▸ Task brief: Return every line of the data below that includes the string "this".

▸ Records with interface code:
* BEGIN *
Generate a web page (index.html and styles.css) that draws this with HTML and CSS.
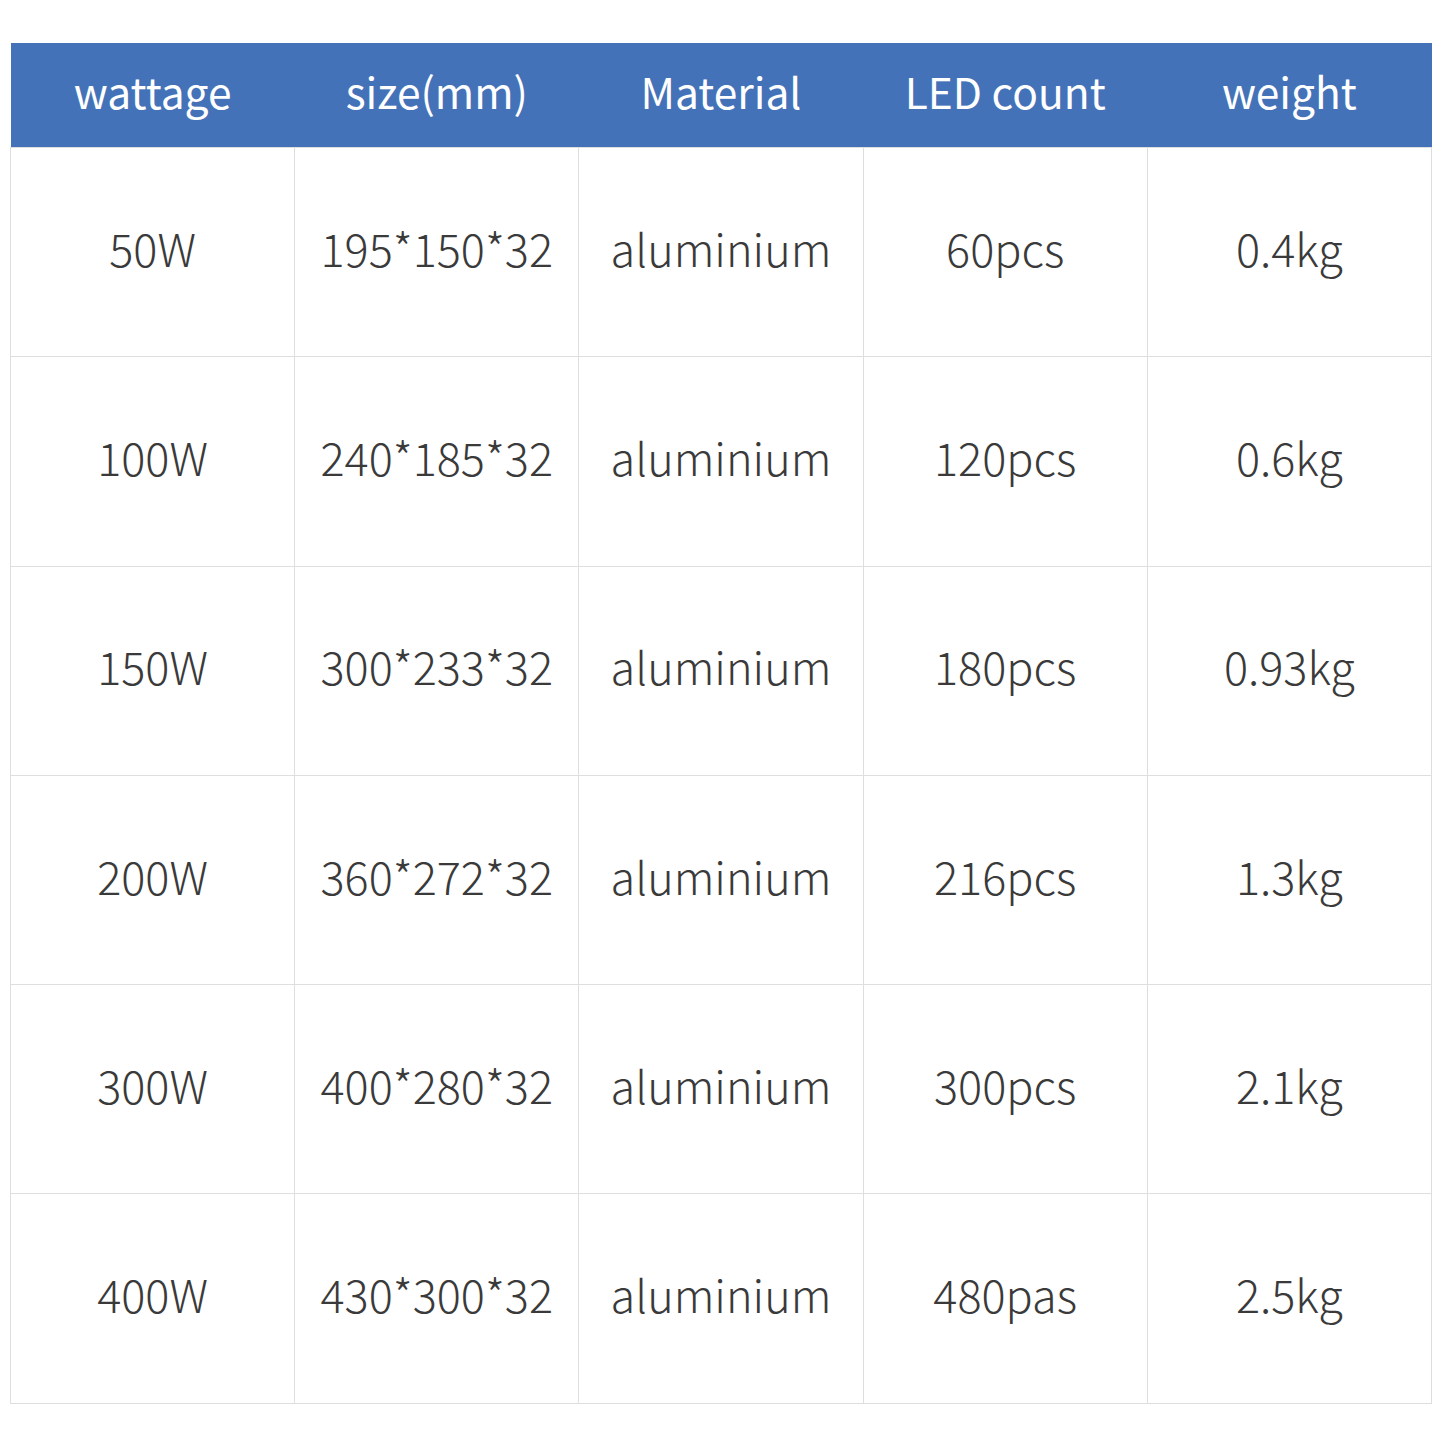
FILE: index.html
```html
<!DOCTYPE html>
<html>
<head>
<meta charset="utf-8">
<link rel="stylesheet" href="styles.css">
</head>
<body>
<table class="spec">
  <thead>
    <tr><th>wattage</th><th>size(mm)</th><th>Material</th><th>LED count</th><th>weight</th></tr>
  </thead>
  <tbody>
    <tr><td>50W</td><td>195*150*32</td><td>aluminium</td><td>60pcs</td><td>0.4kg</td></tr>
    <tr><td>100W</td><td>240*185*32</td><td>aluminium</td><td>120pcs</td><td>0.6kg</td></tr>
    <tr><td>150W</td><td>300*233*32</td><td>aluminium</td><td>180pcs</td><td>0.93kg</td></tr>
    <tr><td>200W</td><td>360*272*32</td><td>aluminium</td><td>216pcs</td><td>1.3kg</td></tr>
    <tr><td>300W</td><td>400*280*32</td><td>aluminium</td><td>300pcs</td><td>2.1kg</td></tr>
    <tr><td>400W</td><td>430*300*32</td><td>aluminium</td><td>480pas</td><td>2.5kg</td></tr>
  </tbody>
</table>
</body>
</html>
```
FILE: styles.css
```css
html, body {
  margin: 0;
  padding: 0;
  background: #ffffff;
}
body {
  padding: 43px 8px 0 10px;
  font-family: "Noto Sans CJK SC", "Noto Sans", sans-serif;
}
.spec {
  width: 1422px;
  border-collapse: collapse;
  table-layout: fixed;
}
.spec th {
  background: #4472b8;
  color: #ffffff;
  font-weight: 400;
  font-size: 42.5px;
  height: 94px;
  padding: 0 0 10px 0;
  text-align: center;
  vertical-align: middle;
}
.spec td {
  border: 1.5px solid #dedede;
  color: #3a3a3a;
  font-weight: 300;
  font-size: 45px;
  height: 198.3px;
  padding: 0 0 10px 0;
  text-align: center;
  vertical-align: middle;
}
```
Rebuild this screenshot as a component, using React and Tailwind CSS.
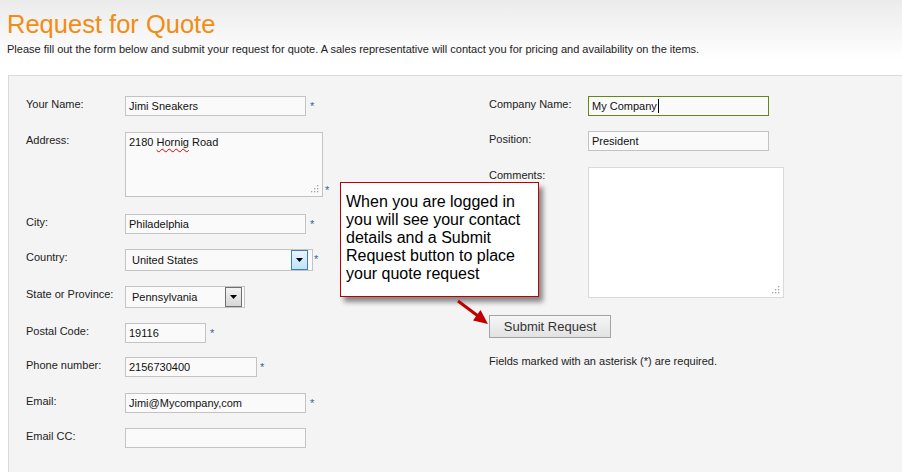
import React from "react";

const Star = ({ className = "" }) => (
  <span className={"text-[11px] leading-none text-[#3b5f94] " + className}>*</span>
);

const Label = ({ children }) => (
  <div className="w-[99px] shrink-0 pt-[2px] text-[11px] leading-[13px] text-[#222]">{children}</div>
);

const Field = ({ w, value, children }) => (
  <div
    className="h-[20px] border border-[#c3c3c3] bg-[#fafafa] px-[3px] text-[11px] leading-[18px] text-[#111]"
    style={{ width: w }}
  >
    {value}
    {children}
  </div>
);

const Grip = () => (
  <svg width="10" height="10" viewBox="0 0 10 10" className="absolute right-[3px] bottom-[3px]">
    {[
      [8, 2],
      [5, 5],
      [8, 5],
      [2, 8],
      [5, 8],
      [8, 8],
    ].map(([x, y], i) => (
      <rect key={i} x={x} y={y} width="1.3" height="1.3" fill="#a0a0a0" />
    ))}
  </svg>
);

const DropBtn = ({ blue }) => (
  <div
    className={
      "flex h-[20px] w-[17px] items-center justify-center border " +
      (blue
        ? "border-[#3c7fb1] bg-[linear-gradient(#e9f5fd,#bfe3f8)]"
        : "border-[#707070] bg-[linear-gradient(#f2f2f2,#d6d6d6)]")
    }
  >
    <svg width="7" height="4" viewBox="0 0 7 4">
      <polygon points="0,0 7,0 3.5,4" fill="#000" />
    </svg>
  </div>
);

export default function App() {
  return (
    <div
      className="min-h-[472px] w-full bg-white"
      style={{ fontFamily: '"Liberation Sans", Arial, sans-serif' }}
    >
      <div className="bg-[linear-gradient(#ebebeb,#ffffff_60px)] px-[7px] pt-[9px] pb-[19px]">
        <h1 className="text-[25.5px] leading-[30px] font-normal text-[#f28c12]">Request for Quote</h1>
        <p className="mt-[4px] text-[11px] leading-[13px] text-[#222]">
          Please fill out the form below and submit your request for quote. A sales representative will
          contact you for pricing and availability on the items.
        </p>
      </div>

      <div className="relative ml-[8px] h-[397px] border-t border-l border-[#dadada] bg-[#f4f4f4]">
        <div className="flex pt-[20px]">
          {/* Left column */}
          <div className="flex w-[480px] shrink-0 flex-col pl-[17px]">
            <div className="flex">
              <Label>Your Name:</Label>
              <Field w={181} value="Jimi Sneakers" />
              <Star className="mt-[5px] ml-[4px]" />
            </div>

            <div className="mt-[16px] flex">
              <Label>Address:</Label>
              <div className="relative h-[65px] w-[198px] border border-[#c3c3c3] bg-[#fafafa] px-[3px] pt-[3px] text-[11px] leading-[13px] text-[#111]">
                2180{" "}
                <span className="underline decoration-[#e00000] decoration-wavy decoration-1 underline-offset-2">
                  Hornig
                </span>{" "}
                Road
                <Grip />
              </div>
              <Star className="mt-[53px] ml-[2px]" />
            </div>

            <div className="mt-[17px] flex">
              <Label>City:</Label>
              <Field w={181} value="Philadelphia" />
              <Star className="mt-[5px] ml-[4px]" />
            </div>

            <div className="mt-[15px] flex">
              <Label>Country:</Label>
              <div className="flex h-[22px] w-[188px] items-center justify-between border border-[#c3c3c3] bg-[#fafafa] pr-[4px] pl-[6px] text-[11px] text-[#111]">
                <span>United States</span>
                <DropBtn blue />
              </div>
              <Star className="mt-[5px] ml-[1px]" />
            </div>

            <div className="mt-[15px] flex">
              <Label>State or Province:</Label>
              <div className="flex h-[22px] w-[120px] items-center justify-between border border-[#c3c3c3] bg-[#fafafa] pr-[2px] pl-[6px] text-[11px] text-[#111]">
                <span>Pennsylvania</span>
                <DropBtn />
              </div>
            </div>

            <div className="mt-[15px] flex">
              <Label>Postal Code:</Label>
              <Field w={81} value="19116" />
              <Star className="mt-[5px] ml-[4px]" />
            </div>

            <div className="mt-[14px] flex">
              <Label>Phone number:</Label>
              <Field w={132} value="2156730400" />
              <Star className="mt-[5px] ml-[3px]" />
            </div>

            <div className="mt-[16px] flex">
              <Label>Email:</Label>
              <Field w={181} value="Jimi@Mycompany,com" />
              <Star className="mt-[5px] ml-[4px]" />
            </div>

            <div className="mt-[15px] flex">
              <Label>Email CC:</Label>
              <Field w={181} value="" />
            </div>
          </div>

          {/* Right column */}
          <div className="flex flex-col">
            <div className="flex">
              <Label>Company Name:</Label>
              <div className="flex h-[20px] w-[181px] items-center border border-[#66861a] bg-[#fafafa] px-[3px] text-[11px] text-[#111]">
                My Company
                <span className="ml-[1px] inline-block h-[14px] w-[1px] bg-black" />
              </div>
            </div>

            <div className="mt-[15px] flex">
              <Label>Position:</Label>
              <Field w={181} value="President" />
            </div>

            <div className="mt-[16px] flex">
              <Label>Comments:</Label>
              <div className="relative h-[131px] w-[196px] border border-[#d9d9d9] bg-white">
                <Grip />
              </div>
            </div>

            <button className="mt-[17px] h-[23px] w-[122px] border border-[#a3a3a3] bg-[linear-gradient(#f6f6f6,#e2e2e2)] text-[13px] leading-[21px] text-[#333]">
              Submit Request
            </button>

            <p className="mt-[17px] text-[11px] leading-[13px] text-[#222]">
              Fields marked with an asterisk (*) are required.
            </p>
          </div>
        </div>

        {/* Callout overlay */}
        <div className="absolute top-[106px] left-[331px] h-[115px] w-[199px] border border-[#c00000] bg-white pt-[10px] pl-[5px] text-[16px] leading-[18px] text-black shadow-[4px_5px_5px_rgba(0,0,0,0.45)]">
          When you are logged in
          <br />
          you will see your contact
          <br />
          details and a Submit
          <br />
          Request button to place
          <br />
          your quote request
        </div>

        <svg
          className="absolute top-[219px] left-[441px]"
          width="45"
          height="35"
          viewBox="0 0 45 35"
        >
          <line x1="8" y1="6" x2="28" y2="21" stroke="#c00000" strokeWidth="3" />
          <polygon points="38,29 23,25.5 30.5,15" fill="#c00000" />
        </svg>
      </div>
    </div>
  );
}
* END *
▸ Solution below:
Generate a web page (index.html and styles.css) that draws this with HTML and CSS.
Rebuild this screenshot as a component, using React and Tailwind CSS.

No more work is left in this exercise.